I also enjoyed a relatively picture-perfect childhood. That is, up until I was ten years old. When I was ten, the oldest of four children, my dad developed a brain tumor. It was a quick and lethal and he died right before Christmas, shortly after I turned eleven. For years after that, I would listen to my mom cry herself to sleep every night. Prior to that point, she had never held a full-time job. She went from being cared for by my grandparents to being cared for by my dad, a guy she met when she was nine years old and he was thirteen. She did not have the means, nor the know-how, to care for four young children on her own. In essence, I came from a broken home. Perhaps not broken in the typical sense of the word, but something definitely “broke” in all five of us the day my dad died. We were never the same again. My childhood abruptly ended at eleven years old when I realized that the world was not the safe, secure, happy-go-lucky place I had always assumed it to be. I was rocked to my very core by the knowledge that bad things could and do happen to good people.
Eventually, my mother enrolled herself in college and graduated the same year I graduated from high school. Throughout my entire four years of high school, my mom worked full time and went to school full time. My three siblings and I spent a lot of time at home alone. Times were lean, to say the least. The bill collectors were fervent and determined. We learned to say that my mom wasn’t home, even when she was. My grandparents helped us out. Our church helped us out. My sister, Amy, and I took care of the two younger kids when mom was at work or school. My siblings and I had a lot of free time on our hands.

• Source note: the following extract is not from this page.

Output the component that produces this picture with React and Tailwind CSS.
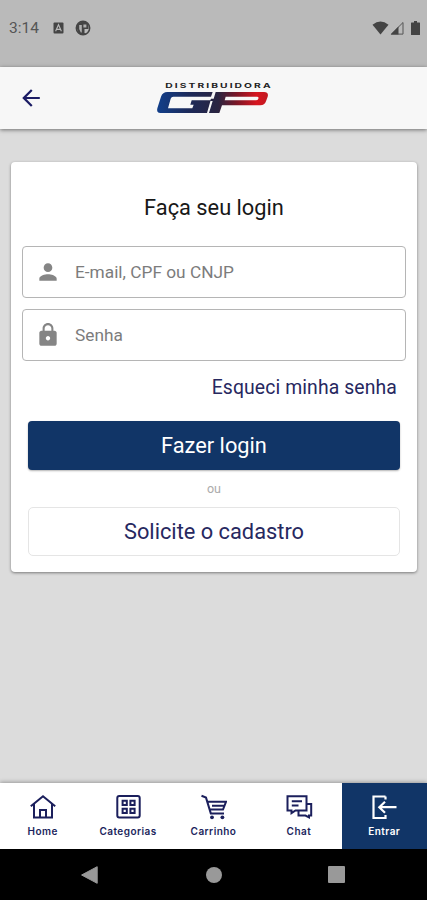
import React from 'react';
import { MdPerson, MdLock, MdArrowBack } from 'react-icons/md';

function StatusBar() {
  return (
    <div className="h-[67px] shrink-0 bg-[#bababa] flex items-start justify-between pl-[9px] pr-[7px] pt-[19px] text-[#444444]">
      <div className="flex items-center h-[17px]">
        <span className="w-[44px] pt-[2px] text-[15.5px] leading-[17px] text-[#555555]">3:14</span>
        <svg className="w-[11px] h-[12px]" viewBox="0 0 11 12">
          <rect x="0.5" y="0.5" width="10" height="11" rx="1" fill="#444444" />
          <path d="M2.6 9.2 5.5 2.7l2.9 6.5M3.6 7.4h3.8" fill="none" stroke="#bababa" strokeWidth="1.1" />
        </svg>
        <svg className="w-[16px] h-[16px] ml-[11px]" viewBox="0 0 16 16">
          <circle cx="8" cy="8" r="6.7" fill="none" stroke="#444444" strokeWidth="1.5" />
          <path d="M2 4.5Q8-1 13.5 4V9H9.5V13L12 14H4L2 9Z" fill="#444444" />
          <path d="M4.2 5h2.6v7.6H5.8L4.2 9ZM8.4 4.6h3v2.8h-3Z" fill="#b0b0b0" />
        </svg>
      </div>
      <div className="flex items-center h-[17px]">
        <svg className="w-[17px] h-[14px]" viewBox="0 0 17 14">
          <path d="M0.5 3.7Q8.5-2.7 16.5 3.7L8.5 13.6Z" fill="#444444" />
        </svg>
        <svg className="w-[14px] h-[14px] ml-[1px]" viewBox="0 0 14 14">
          <path d="M1.4 13.1H13V1.5Z" fill="none" stroke="#555555" strokeWidth="1" />
          <path d="M0.6 13.5 8.5 5.6V13.5Z" fill="#444444" />
        </svg>
        <svg className="w-[9px] h-[14px] ml-[7px]" viewBox="0 0 9 14">
          <path d="M3 0h3v1.5h2.5q.5 0 .5.5v11.5q0 .5-.5.5h-8q-.5 0-.5-.5V2q0-.5.5-.5H3Z" fill="#444444" />
        </svg>
      </div>
    </div>
  );
}

function Logo() {
  return (
    <svg className="w-[119px] h-[34px]" viewBox="75 48 357 102">
      <defs>
        <linearGradient id="gp" gradientUnits="userSpaceOnUse" x1="82" y1="0" x2="414" y2="0">
          <stop offset="0" stopColor="#123f8a" />
          <stop offset="0.28" stopColor="#1c2a5a" />
          <stop offset="0.55" stopColor="#2a2440" />
          <stop offset="0.72" stopColor="#7c1626" />
          <stop offset="0.9" stopColor="#d8151f" />
          <stop offset="1" stopColor="#c01a22" />
        </linearGradient>
      </defs>
      <text x="106" y="70" textLength="322" lengthAdjust="spacingAndGlyphs" letterSpacing="4" fontSize="20" fontWeight="700" fill="#222222" className="font-['Inter',sans-serif]">
        DISTRIBUIDORA
      </text>
      <g fill="url(#gp)">
        <path d="M112 81H248L243 95H130Q124 95 122 101L114 130H187L191 119H181L185 106H242L231 144H92Q78 144 82 130L93 95Q98 81 112 81Z" />
        <path fillRule="evenodd" d="M257 81H402Q417 81 413 95L408 109Q404 121 391 121H276L268 144H237L248 108H240L243 101H251ZM287 95 284 106H378Q383 106 385 101Q387 95 381 95Z" />
      </g>
    </svg>
  );
}

function Header() {
  return (
    <header className="relative h-[62px] shrink-0 bg-[#f7f7f7] flex items-center px-[21px] shadow-[0_1px_4px_rgba(0,0,0,0.5)]">
      <MdArrowBack className="w-[20px] h-[22px] text-[#1b1c64]" viewBox="3 2 18 20" />
      <div className="ml-[114px]">
        <Logo />
      </div>
    </header>
  );
}

function Field({ icon: Icon, label }) {
  return (
    <div className="h-[52px] border border-[#b5b5b5] rounded-[4px] flex items-center pl-[12px]">
      <Icon className="w-[26px] h-[26px] text-[#858585]" />
      <span className="ml-[14px] text-[17.3px] leading-[22px] text-[#7c7c7c]">{label}</span>
    </div>
  );
}

function LoginCard() {
  return (
    <section className="mx-[10px] ml-[11px] mt-[33px] h-[410px] bg-white rounded-[4px] px-[11px] flex flex-col shadow-[0_1px_3px_rgba(0,0,0,0.45)]">
      <h1 className="mt-[33px] h-[26px] text-center text-[21.8px] leading-[26px] text-[#181818]">Faça seu login</h1>
      <div className="mt-[25px] flex flex-col gap-[11px]">
        <Field icon={MdPerson} label="E-mail, CPF ou CNJP" />
        <Field icon={MdLock} label="Senha" />
      </div>
      <a className="mt-[14px] mr-[9px] h-[26px] text-right text-[19.4px] leading-[26px] tracking-[0.1px] text-[#27285f]">
        Esqueci minha senha
      </a>
      <button className="mt-[20px] mx-[6px] h-[49px] pt-[2px] rounded-[4px] bg-[#113567] text-white text-[21.8px] shadow-[0_1px_2px_rgba(0,0,0,0.3)]">
        Fazer login
      </button>
      <span className="h-[37px] text-center text-[12.5px] leading-[37px] text-[#ababab]">ou</span>
      <button className="mx-[6px] h-[49px] pt-[2px] rounded-[5px] border border-[#e5e5e5] text-[#27285f] text-[21.8px]">
        Solicite o cadastro
      </button>
    </section>
  );
}

function TabIcon({ children }) {
  return (
    <svg className="w-[28px] h-[26px]" viewBox="0 0 28 26" fill="none" stroke="currentColor" strokeWidth="2">
      {children}
    </svg>
  );
}

const tabs = [
  {
    label: 'Home',
    icon: <path d="M1.8 12.3 14 2.2 26.2 12.3M5 10V23.4H23V10M11 23.4V16H17V23.4" />,
  },
  {
    label: 'Categorias',
    icon: (
      <>
        <rect x="3.3" y="2" width="22.4" height="21.6" rx="2" />
        <path d="M8.6 6.8h4.2v4.2h-4.2ZM16.4 6.8h4.2v4.2h-4.2ZM8.6 14.8h4.2v4.2h-4.2ZM16.4 14.8h4.2v4.2h-4.2Z" />
      </>
    ),
  },
  {
    label: 'Carrinho',
    icon: (
      <>
        <path d="M2.5 1.8 7 3.6 11.8 19.4H25M8.5 7.8H27L24 15.6H10.6M13 11.7H25.4" />
        <circle cx="13" cy="23.3" r="1.9" fill="currentColor" stroke="none" />
        <circle cx="23.4" cy="23.3" r="1.9" fill="currentColor" stroke="none" />
      </>
    ),
  },
  {
    label: 'Chat',
    icon: (
      <>
        <path d="M2.5 2.3H21.5V16.5H10.5L6.5 19.2V16.5H2.5Z" />
        <path d="M6.8 7.3H17M6.8 11.5H13.5M21.5 10H26.2V21.5H24V23.4L20.5 21.5H13.5V16.5" />
      </>
    ),
  },
  {
    label: 'Entrar',
    active: true,
    icon: <path d="M15.5 2.5H3.5V24H15.5V21M15.5 2.5V5.5M26.5 13.2H9.5M15 7.7 9.3 13.2 15 18.7" strokeWidth="2.2" />,
  },
];

function TabBar() {
  return (
    <nav className="relative h-[66px] shrink-0 bg-white grid grid-cols-5 shadow-[0_-1px_4px_rgba(0,0,0,0.3)]">
      {tabs.map((tab) => (
        <div
          key={tab.label}
          className={`flex flex-col items-center pt-[11px] ${tab.active ? 'bg-[#113567] text-white' : 'text-[#1b1f5c]'}`}
        >
          <TabIcon>{tab.icon}</TabIcon>
          <span className="mt-[5px] text-[10px] leading-[13px] font-semibold font-['Inter',sans-serif] tracking-[0.45px]">{tab.label}</span>
        </div>
      ))}
    </nav>
  );
}

function AndroidNav() {
  return (
    <div className="h-[51px] shrink-0 bg-black flex items-center justify-between pl-[81px] pr-[82px]">
      <svg className="w-[17px] h-[18px]" viewBox="0 0 17 18">
        <path d="M16.2 0.7V17.3L0.6 9Z" fill="#999999" stroke="#999999" strokeLinejoin="round" />
      </svg>
      <div className="ml-[1px] w-[16px] h-[16px] rounded-full bg-[#999999]" />
      <div className="w-[17px] h-[17px] rounded-[1px] bg-[#999999]" />
    </div>
  );
}

export default function App() {
  return (
    <div className="w-full h-[900px] flex flex-col overflow-hidden bg-[#dcdcdc] font-['Roboto',sans-serif]">
      <StatusBar />
      <Header />
      <main className="flex-1 min-h-0">
        <LoginCard />
      </main>
      <TabBar />
      <AndroidNav />
    </div>
  );
}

We spent many hours unsupervised and alone. We had plenty of opportunity to get into trouble. We had the means. We had the motive. We had every right to be angry and rebel. We had lost our dad. Our rock. Our family’s anchor. We could have gone crazy. We could have revolted against authority. We could very easily have turned into delinquents. But we were good kids. We’re still good kids (if you can call a bunch of graying thirty-somethings “kids”). As I look back on my adolescent self, I wonder why. Why were we good? Don’t get me wrong. My siblings and I were far from perfect angels. We made ill-advised decisions. We got into trouble and acted idiotic. But our “trouble” was minor. Stupid things every teenager does. All in all, we were good kids.
So what was the difference between us and our cousin? What is the secret formula to raising good kids? I look at my own children and I wonder. Sophie is similar to me in many ways, but she also has a defiant streak a mile long. Will that propensity for rebellion get her into real trouble one day? Lucas is a happy child. Always joking and playing. But he’s my sweet, sensitive one. He struggles with anxiety at times. A lot of the time. Will anxiety get the better of him and fuel his decisions? Nicholas is my baby. He’s a follower. He worships his older brother with a rabid devotion. Will he eventually be a leader, or will he be a follower his entire life? Who will he follow? And to what end? I worry. I fret. I look at my aunt, who I absolutely adore and who is an exceptional mother, and I think, if she can have a kid that messed up, what chance in hell do I have of raising good kids? I don’t know the answer. Parenthood is the great unknown, I guess. I adore my children. I try to teach them right from wrong. I try to set a good example. I tell them I love them often. I kiss them and hug them constantly.
All I can do, like any parent, is hope and pray that it is enough.